:: Task brief ::
Tally all lines containing the word "page". Give the number alone.
===
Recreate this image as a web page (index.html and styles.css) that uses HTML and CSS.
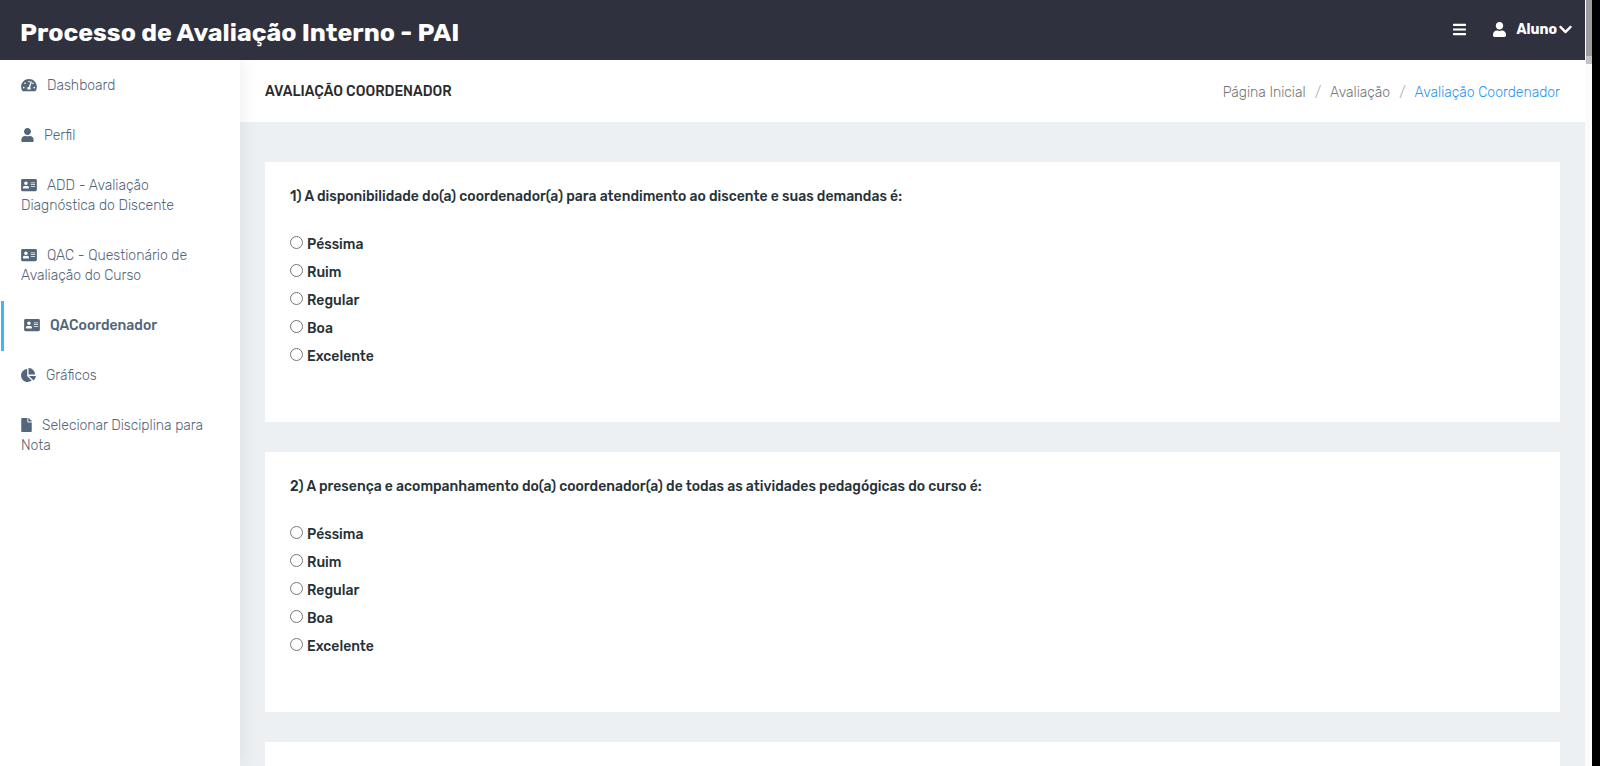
FILE: index.html
```
<!DOCTYPE html>
<html lang="pt-BR">
<head>
<meta charset="utf-8">
<meta name="viewport" content="width=device-width, initial-scale=1">
<title>Processo de Avaliação Interno - PAI</title>
<link rel="stylesheet" href="styles.css">
</head>
<body>
<svg class="sprite" aria-hidden="true">
<symbol id="bars" viewBox="0 0 448 512"><path d="M16 132h416c8.8 0 16-7.2 16-16V76c0-8.8-7.2-16-16-16H16C7.2 60 0 67.200 0 76v40c0 8.800 7.200 16 16 16zm0 160h416c8.800 0 16-7.200 16-16v-40c0-8.800-7.200-16-16-16H16c-8.800 0-16 7.200-16 16v40c0 8.800 7.200 16 16 16zm0 160h416c8.800 0 16-7.200 16-16v-40c0-8.800-7.200-16-16-16H16c-8.800 0-16 7.200-16 16v40c0 8.800 7.200 16 16 16z"/></symbol>
<symbol id="user" viewBox="0 0 448 512"><path d="M224 256c70.7 0 128-57.3 128-128S294.7 0 224 0 96 57.3 96 128s57.3 128 128 128zm89.6 32h-16.700c-22.200 10.200-46.900 16-72.900 16s-50.600-5.800-72.900-16h-16.700C60.200 288 0 348.200 0 422.400V464c0 26.500 21.500 48 48 48h352c26.500 0 48-21.500 48-48v-41.600c0-74.200-60.200-134.400-134.400-134.400z"/></symbol>
<symbol id="chevron" viewBox="0 0 448 512"><path d="M207.029 381.476L12.686 187.132c-9.373-9.373-9.373-24.569 0-33.941l22.667-22.667c9.357-9.357 24.522-9.375 33.901-.04L224 284.505l154.745-154.021c9.379-9.335 24.544-9.317 33.901.04l22.667 22.667c9.373 9.373 9.373 24.569 0 33.941L240.971 381.476c-9.373 9.372-24.569 9.372-33.942 0z"/></symbol>
<symbol id="card" viewBox="0 0 576 512"><path d="M528 32H48C21.500 32 0 53.500 0 80v352c0 26.500 21.500 48 48 48h480c26.500 0 48-21.500 48-48V80c0-26.500-21.500-48-48-48zm-352 96c35.300 0 64 28.700 64 64s-28.700 64-64 64-64-28.700-64-64 28.700-64 64-64zm112 236.800c0 10.600-10 19.200-22.400 19.200H86.400C74 384 64 375.400 64 364.800v-19.200c0-31.800 30.100-57.600 67.200-57.600h5c12.300 5.100 25.700 8 39.800 8s27.600-2.900 39.800-8h5c37.100 0 67.200 25.800 67.200 57.600v19.200zM512 312c0 4.400-3.600 8-8 8H360c-4.400 0-8-3.600-8-8v-16c0-4.400 3.600-8 8-8h144c4.400 0 8 3.600 8 8v16zm0-64c0 4.400-3.600 8-8 8H360c-4.400 0-8-3.600-8-8v-16c0-4.400 3.600-8 8-8h144c4.400 0 8 3.600 8 8v16zm0-64c0 4.400-3.600 8-8 8H360c-4.400 0-8-3.600-8-8v-16c0-4.400 3.600-8 8-8h144c4.400 0 8 3.600 8 8v16z"/></symbol>
<symbol id="file" viewBox="0 0 384 512"><path d="M224 136V0H24C10.700 0 0 10.700 0 24v464c0 13.300 10.700 24 24 24h336c13.300 0 24-10.700 24-24V160H248c-13.200 0-24-10.800-24-24zm160-14.100v6.100H256V0h6.100c6.400 0 12.500 2.500 17 7l97.900 98c4.500 4.500 7 10.600 7 16.900z"/></symbol>
<symbol id="pie" viewBox="0 0 544 512"><path d="M527.790 288H290.500l158.030 158.030c6.040 6.040 15.980 6.530 22.190.680 38.700-36.460 65.320-85.610 73.130-140.860 1.340-9.460-6.510-17.850-16.060-17.850zm-15.830-64.800C503.720 103.740 408.260 8.280 288.800.040 279.680-.590 272 7.100 272 16.240V240h223.770c9.140 0 16.820-7.680 16.190-16.800zM224 288V50.710c0-9.550-8.390-17.400-17.840-16.060C86.990 51.490-4.100 155.600.140 280.370 4.500 408.510 114.830 513.590 243.030 511.980c50.400-.630 96.970-16.870 135.260-44.030 7.900-5.600 8.420-17.230 1.570-24.080L224 288z"/></symbol>
<symbol id="gauge" viewBox="0 0 576 512"><path d="M288 32C128.940 32 0 160.940 0 320c0 52.800 14.250 102.260 39.060 144.800 5.610 9.620 16.300 15.200 27.440 15.200h443c11.140 0 21.830-5.580 27.440-15.200C561.750 422.260 576 372.800 576 320c0-159.060-128.940-288-288-288zm0 64c14.710 0 26.580 10.130 30.320 23.650-1.110 2.260-2.640 4.230-3.450 6.670l-9.220 27.670c-5.130 3.490-10.970 6.010-17.640 6.010-17.670 0-32-14.330-32-32S270.330 96 288 96zM96 384c-17.670 0-32-14.330-32-32s14.330-32 32-32 32 14.330 32 32-14.330 32-32 32zm48-160c-17.670 0-32-14.330-32-32s14.330-32 32-32 32 14.330 32 32-14.330 32-32 32zm246.770-72.410l-61.330 184C343.130 347.330 352 364.540 352 384c0 11.720-3.380 22.550-8.880 32H232.880c-5.500-9.450-8.880-20.280-8.880-32 0-33.940 26.500-61.430 59.900-63.590l61.340-184.010c4.170-12.560 17.730-19.450 30.360-15.170 12.570 4.190 19.350 17.790 15.170 30.360zm14.660 57.200l15.520-46.550c3.470-1.290 7.130-2.230 11.050-2.230 17.670 0 32 14.330 32 32s-14.330 32-32 32c-11.380-.010-20.890-6.280-26.570-15.220zM480 384c-17.670 0-32-14.330-32-32s14.330-32 32-32 32 14.330 32 32-14.330 32-32 32z"/></symbol>
</svg>
<div class="shell">
  <div class="page">
    <header class="topbar">
      <a class="brand" href="#">Processo de Avaliação Interno - PAI</a>
      <div class="tools">
        <button class="tool" type="button" aria-label="Menu"><svg class="icon narrow"><use href="#bars"/></svg></button>
        <button class="tool account" type="button"><svg class="icon narrow"><use href="#user"/></svg><span>Aluno</span><svg class="icon narrow arrow"><use href="#chevron"/></svg></button>
      </div>
    </header>
    <div class="body">
      <nav class="sidebar">
        <a class="item" href="#"><svg class="icon wide"><use href="#gauge"/></svg>Dashboard</a>
        <a class="item" href="#"><svg class="icon narrow"><use href="#user"/></svg>Perfil</a>
        <a class="item" href="#"><svg class="icon wide"><use href="#card"/></svg>ADD - Avaliação Diagnóstica do Discente</a>
        <a class="item" href="#"><svg class="icon wide"><use href="#card"/></svg>QAC - Questionário de Avaliação do Curso</a>
        <a class="item active" href="#" aria-current="page"><svg class="icon wide"><use href="#card"/></svg>QACoordenador</a>
        <a class="item" href="#"><svg class="icon medium"><use href="#pie"/></svg>Gráficos</a>
        <a class="item" href="#"><svg class="icon slim"><use href="#file"/></svg>Selecionar Disciplina para Nota</a>
      </nav>
      <main class="content">
        <div class="heading">
          <h1 class="title">Avaliação Coordenador</h1>
          <nav class="crumbs" aria-label="Caminho">
            <a class="crumb" href="#">Página Inicial</a><span class="slash">/</span><a class="crumb" href="#">Avaliação</a><span class="slash">/</span><a class="crumb current" href="#">Avaliação Coordenador</a>
          </nav>
        </div>
        <form class="questions">
          <fieldset class="question">
            <legend class="prompt">1) A disponibilidade do(a) coordenador(a) para atendimento ao discente e suas demandas é:</legend>
            <label class="option"><input class="radio" type="radio" name="q1">Péssima</label>
            <label class="option"><input class="radio" type="radio" name="q1">Ruim</label>
            <label class="option"><input class="radio" type="radio" name="q1">Regular</label>
            <label class="option"><input class="radio" type="radio" name="q1">Boa</label>
            <label class="option"><input class="radio" type="radio" name="q1">Excelente</label>
          </fieldset>
          <fieldset class="question">
            <legend class="prompt">2) A presença e acompanhamento do(a) coordenador(a) de todas as atividades pedagógicas do curso é:</legend>
            <label class="option"><input class="radio" type="radio" name="q2">Péssima</label>
            <label class="option"><input class="radio" type="radio" name="q2">Ruim</label>
            <label class="option"><input class="radio" type="radio" name="q2">Regular</label>
            <label class="option"><input class="radio" type="radio" name="q2">Boa</label>
            <label class="option"><input class="radio" type="radio" name="q2">Excelente</label>
          </fieldset>
          <fieldset class="question"></fieldset>
        </form>
      </main>
    </div>
  </div>
  <div class="scroll"><div class="thumb"></div></div>
</div>
</body>
</html>
```
FILE: styles.css
```
* { box-sizing: border-box; }
body {
  margin: 0;
  background: #000;
  color: #263238;
  font: 300 14px/20px Rubik, Roboto, sans-serif;
}
.sprite { display: none; }
a { color: inherit; text-decoration: none; }

.shell {
  display: flex;
  height: 100vh;
  padding-right: 8px;
  overflow: hidden;
}
.page {
  flex: 1;
  min-width: 0;
  display: flex;
  flex-direction: column;
}

.topbar {
  flex: none;
  display: flex;
  justify-content: space-between;
  height: 60px;
  padding: 0 13px 0 20px;
  background: #2f323e;
  color: #fff;
}
.brand {
  padding-top: 4px;
  font-size: 25px;
  font-weight: 700;
  line-height: 58px;
}
.tools {
  display: flex;
  gap: 27px;
  height: 58px;
}
.tool {
  display: flex;
  align-items: center;
  padding: 0;
  border: 0;
  background: none;
  color: inherit;
  font: inherit;
  font-weight: 700;
}
.account .arrow { margin-left: 2px; }
.account span {
  margin-left: 10px;
  padding-top: 2px;
}

.icon {
  height: 14px;
  fill: currentColor;
}
.tool .icon { height: 15px; }
.wide { width: 16px; }
.medium { width: 15px; }
.narrow { width: 13px; }
.slim { width: 11px; }

.body {
  flex: 1;
  min-height: 0;
  display: flex;
}
.sidebar {
  flex: none;
  width: 240px;
  padding-top: 1px;
  background: #fff;
  box-shadow: 1px 0 20px rgba(0, 0, 0, .08);
  clip-path: inset(0 -30px 0 0);
  z-index: 1;
}
.item {
  display: block;
  padding: 15px 30px 15px 21px;
  color: #54667a;
}
.item .icon {
  margin-right: 10px;
  vertical-align: -2px;
}
.active {
  margin-left: 1px;
  padding-left: 20px;
  border-left: 3px solid #41b3f9;
  font-weight: 500;
}

.content {
  flex: 1;
  min-width: 0;
  overflow: hidden;
  background: #ecf0f3;
}
.heading {
  display: flex;
  justify-content: space-between;
  align-items: center;
  height: 62px;
  padding: 2px 25px 0;
  background: #fff;
}
.title {
  margin: 0;
  color: #2b2b2b;
  font-size: 14px;
  font-weight: 500;
  text-transform: uppercase;
}
.crumbs {
  display: flex;
  gap: 9px;
  padding-top: 2px;
  color: #777;
}
.slash { color: #aaa; }
.current { color: #2f96ea; }

.questions {
  display: flex;
  flex-direction: column;
  gap: 30px;
  padding: 40px 25px;
}
.question {
  flex: none;
  min-height: 260px;
  margin: 0;
  padding: 25px 25px 50px;
  border: 0;
  background: #fff;
  font-weight: 500;
}
.prompt {
  float: left;
  width: 100%;
  margin-bottom: 24px;
  padding: 0;
}
.option {
  display: flex;
  align-items: center;
  clear: both;
  height: 28px;
}
.radio {
  width: 13px;
  height: 13px;
  margin: 0 4px 5px 0;
}

.scroll {
  flex: none;
  width: 7px;
  padding-left: 1px;
  background: #fbfbfb;
}
.thumb {
  height: 64px;
  background: #9c9c9e;
  border-bottom: 8px solid #c4c4c4;
}
```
===
:: Full solution ::
4